As animation has become more and more main stream, a regular part of our lives, perhaps we've grown less impressed with it, whether it's hand drawn or computer-derived. With that in mind, emphasis has become on story and character -- witness now all the big movie stars voicing characters and increasingly complex plot lines. Animated films such as "Toy Story" have emotional pulls that exceed many live action movies at this point, vaunting them beyond fun niche category. Barrier, though, takes exception with the way that the transition has been made, at least in the way Pixar -- and its ace director, John Lasseter -- has handled it.

"I think they are emotionally manipulative in a fundamentally dishonest way. I dont think the people making the films are necessarily dishonest, but they don't seem attuned to what their stories are saying," the historian alleges. "One example, in the opening montage of 'Up,' you're essentially being strong armed into shedding tears about Carl and Ellie.. to me, it was grotesquely sentimental and a lot of people were looking for an excuse to break into tears, and obviously this was for them. And 'Cars' has, there's a sentimentality in most Pixar pictures that are very manipulative and completely unconvincing to me. They are congratulating their audience for feeling these synthetic emotions and, to me, that's offensive."
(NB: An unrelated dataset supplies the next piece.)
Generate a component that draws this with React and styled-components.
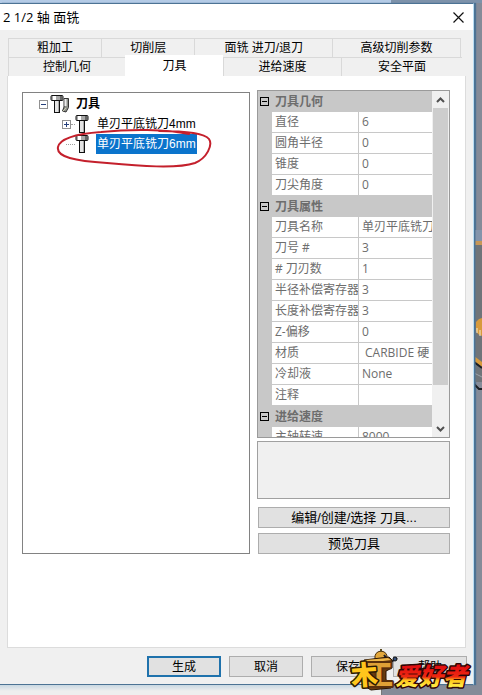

As for films of yesteryear that are more organic in their storytelling, Barrier cites "Dumbo" and "Snow White" as two examples. He does allow that "The Incredibles," another Pixar film, had a more honest emotional core, though his praise for the company is few and far between.

As Barrier admits, the trajectory of animation points firmly at an era of computer-created films; while hand drawn can still prosper in places, especially TV, our feature films are moving rapidly away from the Disney classics of yesterday. As with any art form, and especially with film, the merits of that change can be debated; clearly, audiences are responding strongly to the new type of film, and as we become further entrenched in this era, the more normal the new style will seem.

Of course, whether we can look back on the characters created in films today as fondly and universally as we do the Snow Whites and Cinderellas of the world, that will be the great arbiter of new animation's merit. We'll just have to watch and see.